Maintenant, il y a des produits qui sont passés de génération en génération : l’essence de térébenthine, l’essence d’aspic, les résines, les huiles, etc. Après, c’était la manière de les combiner qui donnait des choses différentes. C’est vraiment de la cuisine que de la chimie mais n’empêche qu’il y a quand même une vraie dimension, une interaction des produits. Même si vous prenez les mêmes ingrédients, les façons dont vous les combinez : la cuisson, le dosage, etc. vont influer sur les résultats et vous n’obtiendrez pas les mêmes choses. C’est très intéressant de revenir à tous ces produits qui permettent de réaliser des multitudes d’écritures différentes : on peut peindre en gras, en maigre, en épaisseur, en finesse, en opaque, en transparence ou réaliser pleines de combinaisons. Ce n’est pas en claquant les doigts qu’on obtient tout ça et c’est pas non plus juste sorti du tube.
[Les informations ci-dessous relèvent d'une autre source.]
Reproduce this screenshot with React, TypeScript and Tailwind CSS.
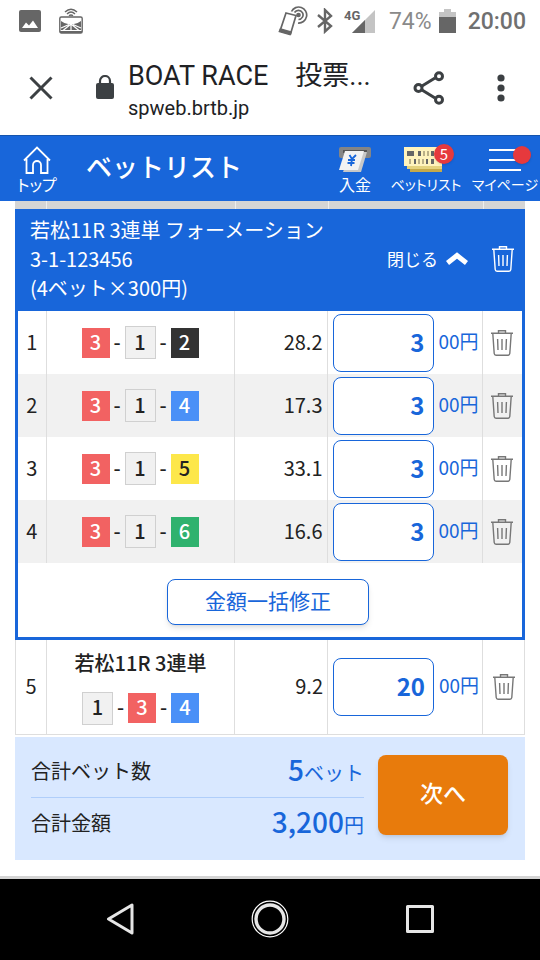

C’est un peu dommage car on est dans une génération où on a l’habitude des trucs prêts à utiliser mais néanmoins, ça vaut le coup d’aller voir. Cette réalité nous ramène à la remarque qu’un lecteur a publié lorsqu’on a filmé la vidéo sur comment fabriquer sa peinture à l’huile. Il nous a dit : « C’est vachement intéressant mais c’est plus compliqué que d’acheter sa peinture » et nous lui avons répondu que c’est comme une calculatrice : c’est bien de savoir s’en servir mais il faut déjà être passé par le calcul mental. Savoir ce qu’il y a là dedans et tout ça peuvent quand même vous éclairer et puis après vous allez vous dire que vous avez envie d’atteindre ce résultat, que vous allez chercher ce qu’il faut. Faire cette peinture vous apportera surement quelque chose. Nous, on ne le fait pas parce qu’on n’a pas beaucoup de temps mais on connait des peintres qui le font et le résultat est magnifique.